_Material provided:_

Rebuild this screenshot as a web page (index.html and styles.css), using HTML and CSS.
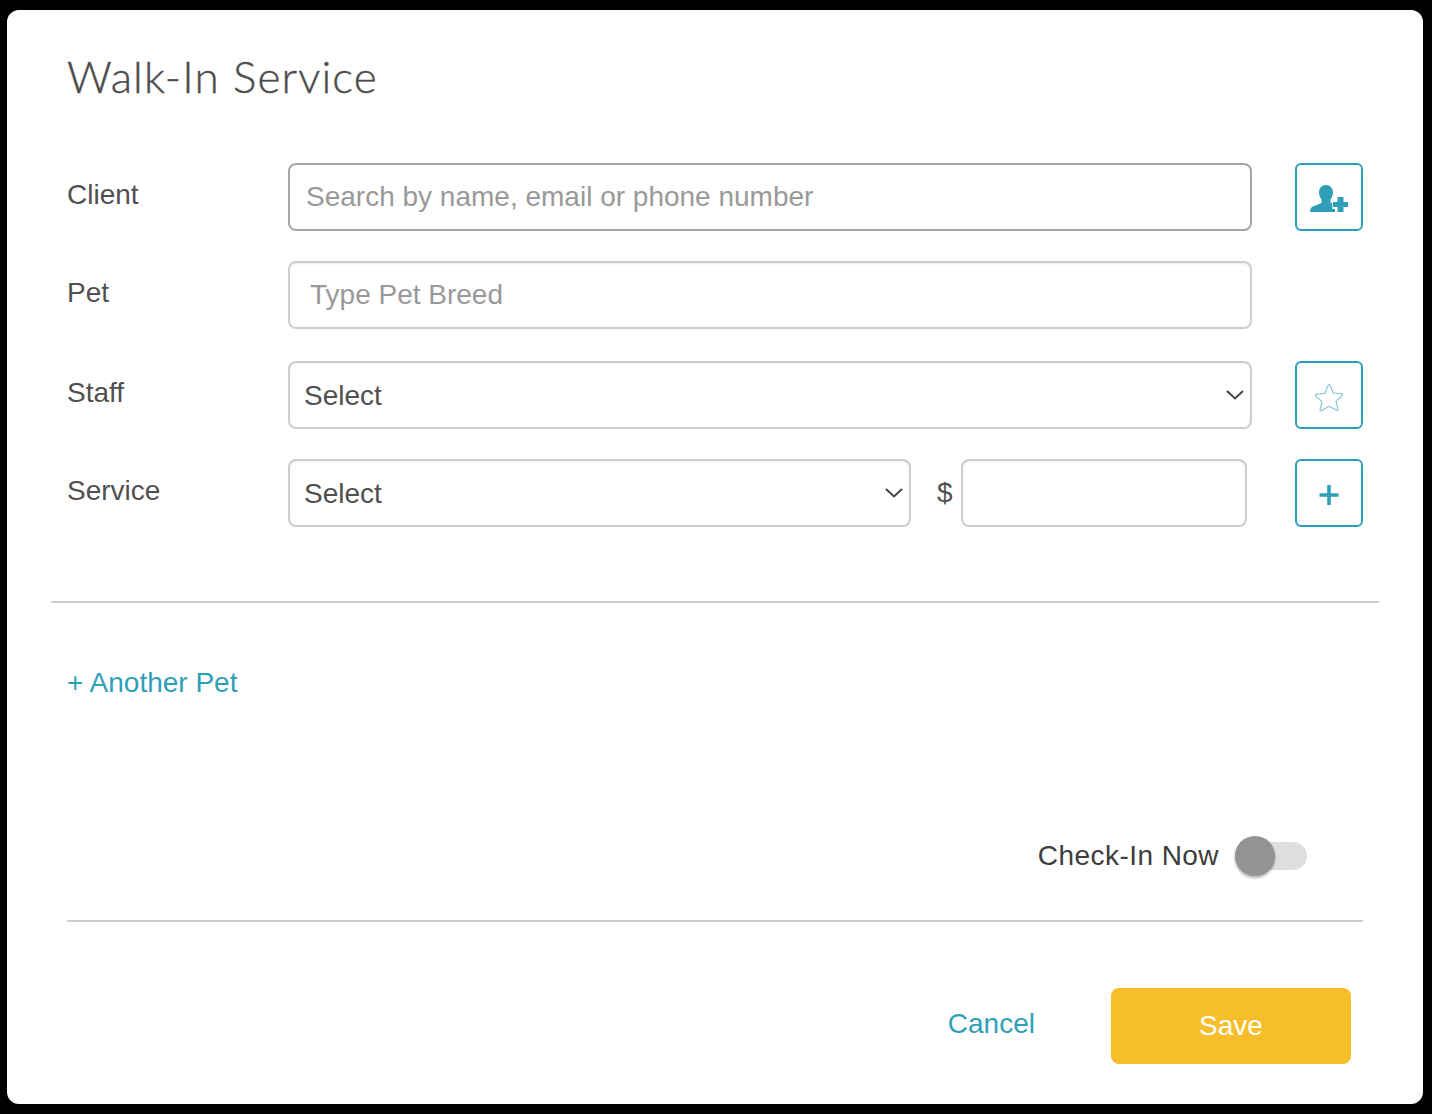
FILE: index.html
```html
<!DOCTYPE html>
<html lang="en">

<head>
    <meta charset="UTF-8">
    <meta name="viewport" content="width=device-width, initial-scale=1.0">
    <title>Walk-In Service</title>
    <link rel="stylesheet" href="styles.css">
</head>

<body>
    <div class="modal">
        <h1 class="title">Walk-In Service</h1>

        <div class="form">
            <div class="row row-client">
                <label class="label">Client</label>
                <input class="input input-dark field" type="text" placeholder="Search by name, email or phone number">
                <button class="icon-btn">
                    <svg width="40" height="30" viewBox="0 0 40 30">
                        <path fill="#2f9fb8" d="M17 3c4 0 7 3 7 7.500 0 2.800-1 5.200-2.500 7v3.200l1.800.5v5.800H26V30H1c0-3 1-4.500 3-5.500 2-1 5.200-2 8.500-3.500v-3.500C11 15.500 10 13 10 10.500 10 6 13 3 17 3z"/>
                        <path fill="#2f9fb8" d="M28.500 15h6v5H39v5h-4.500v5h-6v-5H24v-5h4.500z"/>
                    </svg>
                </button>
            </div>

            <div class="row row-pet">
                <label class="label">Pet</label>
                <input class="input field input-pet" type="text" placeholder="Type Pet Breed">
            </div>

            <div class="row row-staff">
                <label class="label">Staff</label>
                <div class="select field">
                    <span>Select</span>
                    <svg class="chevron" width="18" height="10" viewBox="0 0 18 10">
                        <path d="M1 1l8 7.500L17 1" fill="none" stroke="#444" stroke-width="2"/>
                    </svg>
                </div>
                <button class="icon-btn">
                    <svg class="star" width="30" height="30" viewBox="0 0 30 30">
                        <path d="M15 1.500c.7 0 1 .5 1.300 1.200l3 7.300 8.300.8c1.300.2 1.500 1 .6 1.900l-6.200 5.500 1.900 7.700c.3 1.200-.4 1.700-1.500 1.100L15 23.300l-7.400 4.200c-1.100.6-1.800.1-1.500-1.100L8 18.700l-6.200-5.500c-.9-.9-.7-1.700.6-1.900l8.300-.8 3-7.300c.3-.7.600-1.200 1.300-1.200z" fill="none" stroke="#7fc0d0" stroke-width="1.100"/>
                    </svg>
                </button>
            </div>

            <div class="row row-service">
                <label class="label">Service</label>
                <div class="select select-service">
                    <span>Select</span>
                    <svg class="chevron" width="18" height="10" viewBox="0 0 18 10">
                        <path d="M1 1l8 7.500L17 1" fill="none" stroke="#444" stroke-width="2"/>
                    </svg>
                </div>
                <span class="dollar">$</span>
                <input class="input input-price" type="text">
                <button class="icon-btn btn-plus">
                    <svg class="plus" width="20" height="22" viewBox="0 0 20 22">
                        <path d="M10 1v20M.500 11h19" fill="none" stroke="#2f9fb8" stroke-width="3.600"/>
                    </svg>
                </button>
            </div>
        </div>

        <hr class="line line-wide">

        <a class="add-pet">+ Another Pet</a>

        <div class="checkin">
            <span class="checkin-text">Check-In Now</span>
            <div class="toggle">
                <div class="knob"></div>
            </div>
        </div>

        <hr class="line line-bottom">

        <div class="actions">
            <a class="cancel">Cancel</a>
            <button class="save">Save</button>
        </div>
    </div>
</body>

</html>
```

FILE: styles.css
```css
* {
    margin: 0;
    padding: 0;
    box-sizing: border-box;
}

body {
    background-color: #000;
    padding: 10px 9px 10px 7px;
    font: 28px "Liberation Sans", Arial, sans-serif;
    color: #505050;
}

.modal {
    height: 1094px;
    background-color: #fff;
    border-radius: 12px;
    padding: 41px 60px 0;
}

.title {
    font: 300 44px/50px Lato, sans-serif;
    letter-spacing: 1.14px;
    color: #4d4d4d;
    -webkit-text-stroke: .4px #4d4d4d;
}

.form {
    margin-top: 62px;
}

.row {
    display: flex;
    align-items: flex-start;
    height: 68px;
}

.row-pet {
    margin-top: 30px;
}

.row-staff {
    margin-top: 32px;
}

.row-service {
    margin-top: 30px;
}

.label {
    width: 221px;
    line-height: 64px;
}

.field {
    width: 964px;
}

.input {
    height: 68px;
    border: 2px solid #cdcdcd;
    border-radius: 8px;
    padding: 0 16px;
    font: 28px "Liberation Sans", Arial, sans-serif;
    color: #505050;
    outline: none;
    box-shadow: inset 0 1px 2px rgba(0, 0, 0, .08);
}

.input::placeholder {
    color: #999;
    opacity: 1;
}

.input-dark {
    border-color: #a6a6a6;
    box-shadow: none;
}

.input-pet {
    padding-left: 20px;
}

.select {
    position: relative;
    height: 68px;
    border: 2px solid #cdcdcd;
    border-radius: 8px;
    padding-left: 14px;
    line-height: 65px;
    box-shadow: inset 0 1px 2px rgba(0, 0, 0, .08);
}

.select-service {
    width: 623px;
}

.chevron {
    position: absolute;
    right: 6px;
    top: 27px;
}

.dollar {
    width: 50px;
    padding-left: 26px;
    line-height: 68px;
}

.input-price {
    width: 286px;
}

.icon-btn {
    display: flex;
    align-items: center;
    justify-content: center;
    width: 68px;
    height: 68px;
    margin-left: 43px;
    background-color: #fff;
    border: 2px solid #2f9fb8;
    border-radius: 6px;
}

.btn-plus {
    margin-left: 48px;
}

.star {
    margin-top: 5px;
}

.plus {
    margin-top: 4px;
}

.line {
    border: 0;
    height: 2px;
    background-color: #cdcdcd;
}

.line-wide {
    margin: 74px -16px 0;
}

.line-bottom {
    margin-top: 44px;
}

.add-pet {
    display: block;
    margin-top: 60px;
    line-height: 40px;
    color: #2f9fb8;
}

.checkin {
    display: flex;
    align-items: center;
    justify-content: flex-end;
    height: 40px;
    margin-top: 133px;
    padding-right: 56px;
}

.checkin-text {
    margin-right: 16px;
    letter-spacing: .45px;
    color: #3d3d3d;
}

.toggle {
    position: relative;
    width: 72px;
    height: 28px;
    background-color: #dfdfdf;
    border-radius: 14px;
}

.knob {
    position: absolute;
    left: 0;
    top: -6px;
    width: 40px;
    height: 40px;
    background-color: #939393;
    border-radius: 50%;
    box-shadow: 0 2px 3px rgba(0, 0, 0, .3);
}

.actions {
    display: flex;
    align-items: flex-start;
    justify-content: flex-end;
    margin-top: 66px;
    padding-right: 12px;
}

.cancel {
    margin-right: 76px;
    line-height: 72px;
    color: #2f9fb8;
}

.save {
    width: 240px;
    height: 76px;
    background-color: #f7be2b;
    border: 0;
    border-radius: 8px;
    font: 28px "Liberation Sans", Arial, sans-serif;
    color: #fff;
}
```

_Exercise brief:_
Retype the whole listing exactly and leave the pictures out.

_Response to this task:_
Rebuild this screenshot as a web page (index.html and styles.css), using HTML and CSS.
FILE: index.html
```html
<!DOCTYPE html>
<html lang="en">

<head>
    <meta charset="UTF-8">
    <meta name="viewport" content="width=device-width, initial-scale=1.0">
    <title>Walk-In Service</title>
    <link rel="stylesheet" href="styles.css">
</head>

<body>
    <div class="modal">
        <h1 class="title">Walk-In Service</h1>

        <div class="form">
            <div class="row row-client">
                <label class="label">Client</label>
                <input class="input input-dark field" type="text" placeholder="Search by name, email or phone number">
                <button class="icon-btn">
                    <svg width="40" height="30" viewBox="0 0 40 30">
                        <path fill="#2f9fb8" d="M17 3c4 0 7 3 7 7.500 0 2.800-1 5.200-2.500 7v3.200l1.800.5v5.800H26V30H1c0-3 1-4.500 3-5.500 2-1 5.200-2 8.500-3.500v-3.500C11 15.500 10 13 10 10.500 10 6 13 3 17 3z"/>
                        <path fill="#2f9fb8" d="M28.500 15h6v5H39v5h-4.500v5h-6v-5H24v-5h4.500z"/>
                    </svg>
                </button>
            </div>

            <div class="row row-pet">
                <label class="label">Pet</label>
                <input class="input field input-pet" type="text" placeholder="Type Pet Breed">
            </div>

            <div class="row row-staff">
                <label class="label">Staff</label>
                <div class="select field">
                    <span>Select</span>
                    <svg class="chevron" width="18" height="10" viewBox="0 0 18 10">
                        <path d="M1 1l8 7.500L17 1" fill="none" stroke="#444" stroke-width="2"/>
                    </svg>
                </div>
                <button class="icon-btn">
                    <svg class="star" width="30" height="30" viewBox="0 0 30 30">
                        <path d="M15 1.500c.7 0 1 .5 1.300 1.200l3 7.300 8.300.8c1.300.2 1.500 1 .6 1.900l-6.200 5.500 1.900 7.700c.3 1.200-.4 1.700-1.500 1.100L15 23.300l-7.400 4.200c-1.100.6-1.800.1-1.500-1.100L8 18.700l-6.200-5.500c-.9-.9-.7-1.700.6-1.900l8.300-.8 3-7.300c.3-.7.600-1.200 1.300-1.200z" fill="none" stroke="#7fc0d0" stroke-width="1.100"/>
                    </svg>
                </button>
            </div>

            <div class="row row-service">
                <label class="label">Service</label>
                <div class="select select-service">
                    <span>Select</span>
                    <svg class="chevron" width="18" height="10" viewBox="0 0 18 10">
                        <path d="M1 1l8 7.500L17 1" fill="none" stroke="#444" stroke-width="2"/>
                    </svg>
                </div>
                <span class="dollar">$</span>
                <input class="input input-price" type="text">
                <button class="icon-btn btn-plus">
                    <svg class="plus" width="20" height="22" viewBox="0 0 20 22">
                        <path d="M10 1v20M.500 11h19" fill="none" stroke="#2f9fb8" stroke-width="3.600"/>
                    </svg>
                </button>
            </div>
        </div>

        <hr class="line line-wide">

        <a class="add-pet">+ Another Pet</a>

        <div class="checkin">
            <span class="checkin-text">Check-In Now</span>
            <div class="toggle">
                <div class="knob"></div>
            </div>
        </div>

        <hr class="line line-bottom">

        <div class="actions">
            <a class="cancel">Cancel</a>
            <button class="save">Save</button>
        </div>
    </div>
</body>

</html>
```

FILE: styles.css
```css
* {
    margin: 0;
    padding: 0;
    box-sizing: border-box;
}

body {
    background-color: #000;
    padding: 10px 9px 10px 7px;
    font: 28px "Liberation Sans", Arial, sans-serif;
    color: #505050;
}

.modal {
    height: 1094px;
    background-color: #fff;
    border-radius: 12px;
    padding: 41px 60px 0;
}

.title {
    font: 300 44px/50px Lato, sans-serif;
    letter-spacing: 1.14px;
    color: #4d4d4d;
    -webkit-text-stroke: .4px #4d4d4d;
}

.form {
    margin-top: 62px;
}

.row {
    display: flex;
    align-items: flex-start;
    height: 68px;
}

.row-pet {
    margin-top: 30px;
}

.row-staff {
    margin-top: 32px;
}

.row-service {
    margin-top: 30px;
}

.label {
    width: 221px;
    line-height: 64px;
}

.field {
    width: 964px;
}

.input {
    height: 68px;
    border: 2px solid #cdcdcd;
    border-radius: 8px;
    padding: 0 16px;
    font: 28px "Liberation Sans", Arial, sans-serif;
    color: #505050;
    outline: none;
    box-shadow: inset 0 1px 2px rgba(0, 0, 0, .08);
}

.input::placeholder {
    color: #999;
    opacity: 1;
}

.input-dark {
    border-color: #a6a6a6;
    box-shadow: none;
}

.input-pet {
    padding-left: 20px;
}

.select {
    position: relative;
    height: 68px;
    border: 2px solid #cdcdcd;
    border-radius: 8px;
    padding-left: 14px;
    line-height: 65px;
    box-shadow: inset 0 1px 2px rgba(0, 0, 0, .08);
}

.select-service {
    width: 623px;
}

.chevron {
    position: absolute;
    right: 6px;
    top: 27px;
}

.dollar {
    width: 50px;
    padding-left: 26px;
    line-height: 68px;
}

.input-price {
    width: 286px;
}

.icon-btn {
    display: flex;
    align-items: center;
    justify-content: center;
    width: 68px;
    height: 68px;
    margin-left: 43px;
    background-color: #fff;
    border: 2px solid #2f9fb8;
    border-radius: 6px;
}

.btn-plus {
    margin-left: 48px;
}

.star {
    margin-top: 5px;
}

.plus {
    margin-top: 4px;
}

.line {
    border: 0;
    height: 2px;
    background-color: #cdcdcd;
}

.line-wide {
    margin: 74px -16px 0;
}

.line-bottom {
    margin-top: 44px;
}

.add-pet {
    display: block;
    margin-top: 60px;
    line-height: 40px;
    color: #2f9fb8;
}

.checkin {
    display: flex;
    align-items: center;
    justify-content: flex-end;
    height: 40px;
    margin-top: 133px;
    padding-right: 56px;
}

.checkin-text {
    margin-right: 16px;
    letter-spacing: .45px;
    color: #3d3d3d;
}

.toggle {
    position: relative;
    width: 72px;
    height: 28px;
    background-color: #dfdfdf;
    border-radius: 14px;
}

.knob {
    position: absolute;
    left: 0;
    top: -6px;
    width: 40px;
    height: 40px;
    background-color: #939393;
    border-radius: 50%;
    box-shadow: 0 2px 3px rgba(0, 0, 0, .3);
}

.actions {
    display: flex;
    align-items: flex-start;
    justify-content: flex-end;
    margin-top: 66px;
    padding-right: 12px;
}

.cancel {
    margin-right: 76px;
    line-height: 72px;
    color: #2f9fb8;
}

.save {
    width: 240px;
    height: 76px;
    background-color: #f7be2b;
    border: 0;
    border-radius: 8px;
    font: 28px "Liberation Sans", Arial, sans-serif;
    color: #fff;
}
```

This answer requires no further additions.